▶ _The request_
Word for word, quote all of the material, omitting the pictures.

Rows from a dataset of pages and code:
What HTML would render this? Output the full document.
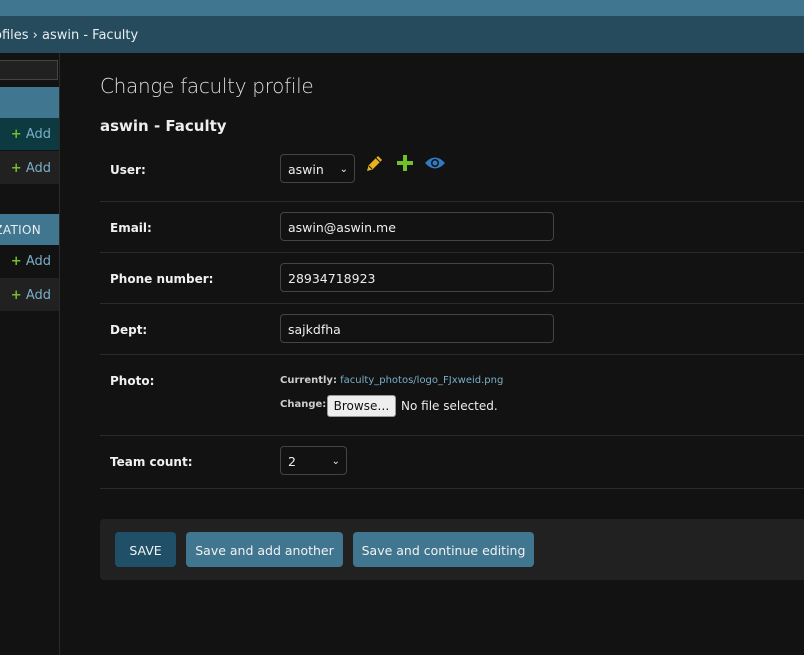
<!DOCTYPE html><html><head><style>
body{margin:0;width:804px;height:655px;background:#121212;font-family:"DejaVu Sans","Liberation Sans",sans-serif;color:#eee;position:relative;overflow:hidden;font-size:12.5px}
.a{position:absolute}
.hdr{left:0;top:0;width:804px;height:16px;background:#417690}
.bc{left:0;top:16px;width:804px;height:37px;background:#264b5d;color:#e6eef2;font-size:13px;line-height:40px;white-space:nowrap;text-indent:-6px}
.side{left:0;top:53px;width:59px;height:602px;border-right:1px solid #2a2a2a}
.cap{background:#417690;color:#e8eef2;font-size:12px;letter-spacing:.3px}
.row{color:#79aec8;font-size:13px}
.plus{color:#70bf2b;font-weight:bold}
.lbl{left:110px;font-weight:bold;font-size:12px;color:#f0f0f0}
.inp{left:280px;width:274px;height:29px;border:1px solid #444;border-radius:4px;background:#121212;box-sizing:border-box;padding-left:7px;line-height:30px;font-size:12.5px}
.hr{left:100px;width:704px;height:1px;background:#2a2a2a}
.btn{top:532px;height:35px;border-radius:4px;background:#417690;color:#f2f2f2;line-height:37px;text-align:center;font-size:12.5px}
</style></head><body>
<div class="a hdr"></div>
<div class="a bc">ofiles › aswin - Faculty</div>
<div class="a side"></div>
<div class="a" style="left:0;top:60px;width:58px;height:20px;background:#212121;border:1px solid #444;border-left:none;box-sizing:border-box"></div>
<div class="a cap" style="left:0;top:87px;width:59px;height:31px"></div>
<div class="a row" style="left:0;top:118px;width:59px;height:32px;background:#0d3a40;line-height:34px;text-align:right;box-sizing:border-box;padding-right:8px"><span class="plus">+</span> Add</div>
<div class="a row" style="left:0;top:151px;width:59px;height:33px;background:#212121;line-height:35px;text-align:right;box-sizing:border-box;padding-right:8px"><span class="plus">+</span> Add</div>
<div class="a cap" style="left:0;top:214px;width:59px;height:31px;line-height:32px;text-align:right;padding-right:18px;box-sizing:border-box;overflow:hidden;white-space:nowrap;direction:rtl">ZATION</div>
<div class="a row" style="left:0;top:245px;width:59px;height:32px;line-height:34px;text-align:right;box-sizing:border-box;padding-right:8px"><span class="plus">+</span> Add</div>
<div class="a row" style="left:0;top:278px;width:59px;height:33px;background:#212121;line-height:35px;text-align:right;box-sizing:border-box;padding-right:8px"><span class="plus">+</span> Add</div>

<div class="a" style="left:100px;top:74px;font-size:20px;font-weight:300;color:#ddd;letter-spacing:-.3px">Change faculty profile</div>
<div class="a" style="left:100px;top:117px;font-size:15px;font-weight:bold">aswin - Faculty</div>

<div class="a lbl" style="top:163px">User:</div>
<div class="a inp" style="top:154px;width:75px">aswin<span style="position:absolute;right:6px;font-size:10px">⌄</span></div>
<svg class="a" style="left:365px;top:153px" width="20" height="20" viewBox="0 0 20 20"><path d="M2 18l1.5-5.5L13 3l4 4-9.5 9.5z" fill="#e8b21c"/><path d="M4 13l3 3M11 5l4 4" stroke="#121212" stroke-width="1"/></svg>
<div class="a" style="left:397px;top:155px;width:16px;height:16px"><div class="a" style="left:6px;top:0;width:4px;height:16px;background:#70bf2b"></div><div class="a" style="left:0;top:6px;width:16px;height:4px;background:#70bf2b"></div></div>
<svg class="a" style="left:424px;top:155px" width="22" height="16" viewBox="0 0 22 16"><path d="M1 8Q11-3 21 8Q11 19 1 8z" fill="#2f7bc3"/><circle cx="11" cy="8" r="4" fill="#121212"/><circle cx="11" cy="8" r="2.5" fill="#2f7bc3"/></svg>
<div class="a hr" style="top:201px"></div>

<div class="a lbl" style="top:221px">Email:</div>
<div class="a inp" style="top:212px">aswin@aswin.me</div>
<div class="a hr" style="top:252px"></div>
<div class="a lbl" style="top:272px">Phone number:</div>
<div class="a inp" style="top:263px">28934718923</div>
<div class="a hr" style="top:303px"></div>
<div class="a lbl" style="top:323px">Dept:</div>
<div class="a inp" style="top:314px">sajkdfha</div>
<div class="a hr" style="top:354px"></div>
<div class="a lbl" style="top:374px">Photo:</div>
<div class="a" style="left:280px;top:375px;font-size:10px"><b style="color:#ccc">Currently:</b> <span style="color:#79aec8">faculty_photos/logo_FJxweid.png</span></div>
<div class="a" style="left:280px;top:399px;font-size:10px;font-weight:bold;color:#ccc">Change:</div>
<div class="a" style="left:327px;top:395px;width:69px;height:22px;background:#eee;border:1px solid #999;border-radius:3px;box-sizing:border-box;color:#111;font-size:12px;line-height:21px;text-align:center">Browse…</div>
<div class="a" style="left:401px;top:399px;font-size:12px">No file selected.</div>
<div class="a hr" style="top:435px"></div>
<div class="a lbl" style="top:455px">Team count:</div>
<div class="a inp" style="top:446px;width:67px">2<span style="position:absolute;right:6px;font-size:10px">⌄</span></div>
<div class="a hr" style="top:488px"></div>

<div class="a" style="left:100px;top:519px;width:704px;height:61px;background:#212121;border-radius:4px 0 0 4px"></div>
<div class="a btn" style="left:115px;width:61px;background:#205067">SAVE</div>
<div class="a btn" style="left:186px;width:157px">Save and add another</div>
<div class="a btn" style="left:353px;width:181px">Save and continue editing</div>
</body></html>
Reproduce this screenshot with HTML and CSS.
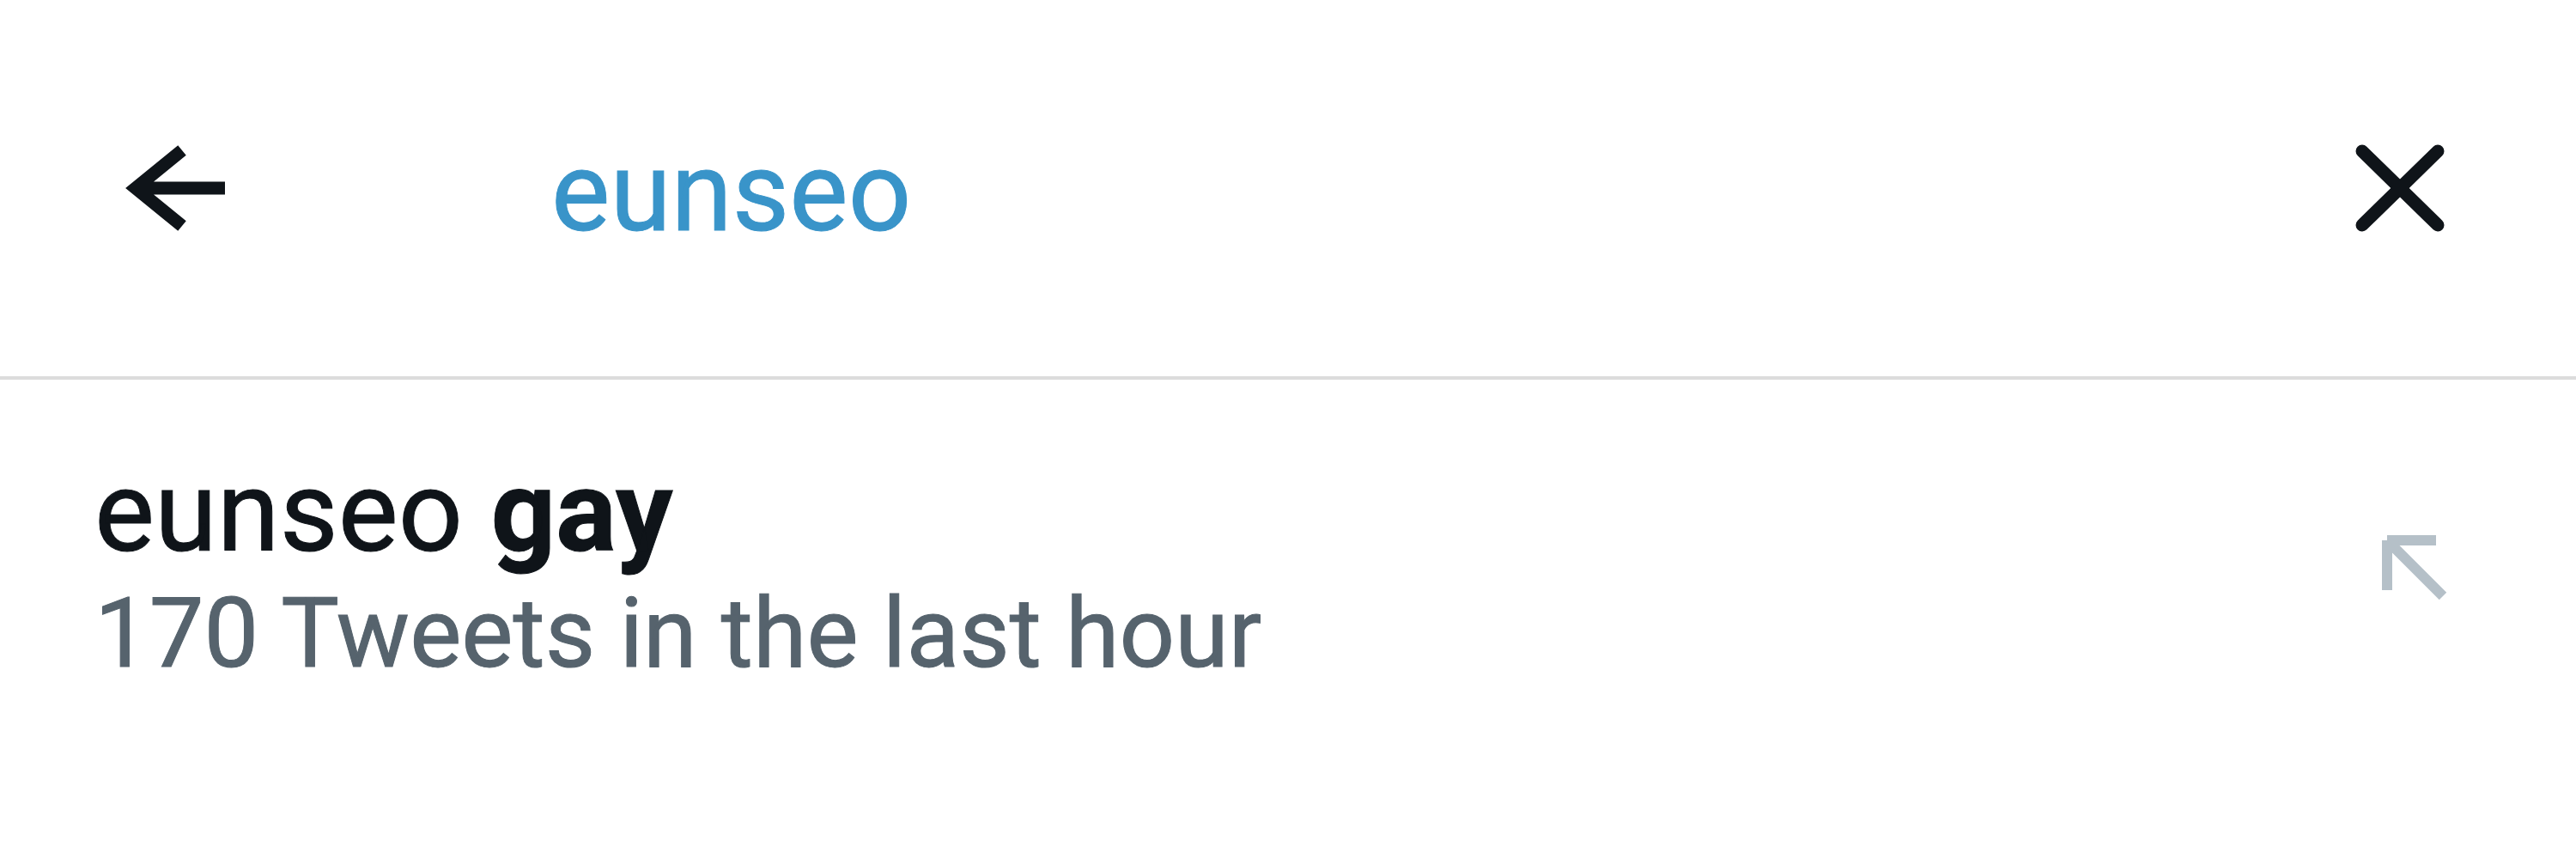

▶ _Exercise solution_
What HTML would render this? Output the full document.
<!DOCTYPE html><html><head><style>
body{margin:0;width:804px;height:655px;background:#121212;font-family:"DejaVu Sans","Liberation Sans",sans-serif;color:#eee;position:relative;overflow:hidden;font-size:12.5px}
.a{position:absolute}
.hdr{left:0;top:0;width:804px;height:16px;background:#417690}
.bc{left:0;top:16px;width:804px;height:37px;background:#264b5d;color:#e6eef2;font-size:13px;line-height:40px;white-space:nowrap;text-indent:-6px}
.side{left:0;top:53px;width:59px;height:602px;border-right:1px solid #2a2a2a}
.cap{background:#417690;color:#e8eef2;font-size:12px;letter-spacing:.3px}
.row{color:#79aec8;font-size:13px}
.plus{color:#70bf2b;font-weight:bold}
.lbl{left:110px;font-weight:bold;font-size:12px;color:#f0f0f0}
.inp{left:280px;width:274px;height:29px;border:1px solid #444;border-radius:4px;background:#121212;box-sizing:border-box;padding-left:7px;line-height:30px;font-size:12.5px}
.hr{left:100px;width:704px;height:1px;background:#2a2a2a}
.btn{top:532px;height:35px;border-radius:4px;background:#417690;color:#f2f2f2;line-height:37px;text-align:center;font-size:12.5px}
</style></head><body>
<div class="a hdr"></div>
<div class="a bc">ofiles › aswin - Faculty</div>
<div class="a side"></div>
<div class="a" style="left:0;top:60px;width:58px;height:20px;background:#212121;border:1px solid #444;border-left:none;box-sizing:border-box"></div>
<div class="a cap" style="left:0;top:87px;width:59px;height:31px"></div>
<div class="a row" style="left:0;top:118px;width:59px;height:32px;background:#0d3a40;line-height:34px;text-align:right;box-sizing:border-box;padding-right:8px"><span class="plus">+</span> Add</div>
<div class="a row" style="left:0;top:151px;width:59px;height:33px;background:#212121;line-height:35px;text-align:right;box-sizing:border-box;padding-right:8px"><span class="plus">+</span> Add</div>
<div class="a cap" style="left:0;top:214px;width:59px;height:31px;line-height:32px;text-align:right;padding-right:18px;box-sizing:border-box;overflow:hidden;white-space:nowrap;direction:rtl">ZATION</div>
<div class="a row" style="left:0;top:245px;width:59px;height:32px;line-height:34px;text-align:right;box-sizing:border-box;padding-right:8px"><span class="plus">+</span> Add</div>
<div class="a row" style="left:0;top:278px;width:59px;height:33px;background:#212121;line-height:35px;text-align:right;box-sizing:border-box;padding-right:8px"><span class="plus">+</span> Add</div>

<div class="a" style="left:100px;top:74px;font-size:20px;font-weight:300;color:#ddd;letter-spacing:-.3px">Change faculty profile</div>
<div class="a" style="left:100px;top:117px;font-size:15px;font-weight:bold">aswin - Faculty</div>

<div class="a lbl" style="top:163px">User:</div>
<div class="a inp" style="top:154px;width:75px">aswin<span style="position:absolute;right:6px;font-size:10px">⌄</span></div>
<svg class="a" style="left:365px;top:153px" width="20" height="20" viewBox="0 0 20 20"><path d="M2 18l1.5-5.5L13 3l4 4-9.5 9.5z" fill="#e8b21c"/><path d="M4 13l3 3M11 5l4 4" stroke="#121212" stroke-width="1"/></svg>
<div class="a" style="left:397px;top:155px;width:16px;height:16px"><div class="a" style="left:6px;top:0;width:4px;height:16px;background:#70bf2b"></div><div class="a" style="left:0;top:6px;width:16px;height:4px;background:#70bf2b"></div></div>
<svg class="a" style="left:424px;top:155px" width="22" height="16" viewBox="0 0 22 16"><path d="M1 8Q11-3 21 8Q11 19 1 8z" fill="#2f7bc3"/><circle cx="11" cy="8" r="4" fill="#121212"/><circle cx="11" cy="8" r="2.5" fill="#2f7bc3"/></svg>
<div class="a hr" style="top:201px"></div>

<div class="a lbl" style="top:221px">Email:</div>
<div class="a inp" style="top:212px">aswin@aswin.me</div>
<div class="a hr" style="top:252px"></div>
<div class="a lbl" style="top:272px">Phone number:</div>
<div class="a inp" style="top:263px">28934718923</div>
<div class="a hr" style="top:303px"></div>
<div class="a lbl" style="top:323px">Dept:</div>
<div class="a inp" style="top:314px">sajkdfha</div>
<div class="a hr" style="top:354px"></div>
<div class="a lbl" style="top:374px">Photo:</div>
<div class="a" style="left:280px;top:375px;font-size:10px"><b style="color:#ccc">Currently:</b> <span style="color:#79aec8">faculty_photos/logo_FJxweid.png</span></div>
<div class="a" style="left:280px;top:399px;font-size:10px;font-weight:bold;color:#ccc">Change:</div>
<div class="a" style="left:327px;top:395px;width:69px;height:22px;background:#eee;border:1px solid #999;border-radius:3px;box-sizing:border-box;color:#111;font-size:12px;line-height:21px;text-align:center">Browse…</div>
<div class="a" style="left:401px;top:399px;font-size:12px">No file selected.</div>
<div class="a hr" style="top:435px"></div>
<div class="a lbl" style="top:455px">Team count:</div>
<div class="a inp" style="top:446px;width:67px">2<span style="position:absolute;right:6px;font-size:10px">⌄</span></div>
<div class="a hr" style="top:488px"></div>

<div class="a" style="left:100px;top:519px;width:704px;height:61px;background:#212121;border-radius:4px 0 0 4px"></div>
<div class="a btn" style="left:115px;width:61px;background:#205067">SAVE</div>
<div class="a btn" style="left:186px;width:157px">Save and add another</div>
<div class="a btn" style="left:353px;width:181px">Save and continue editing</div>
</body></html>
Reproduce this screenshot with HTML and CSS.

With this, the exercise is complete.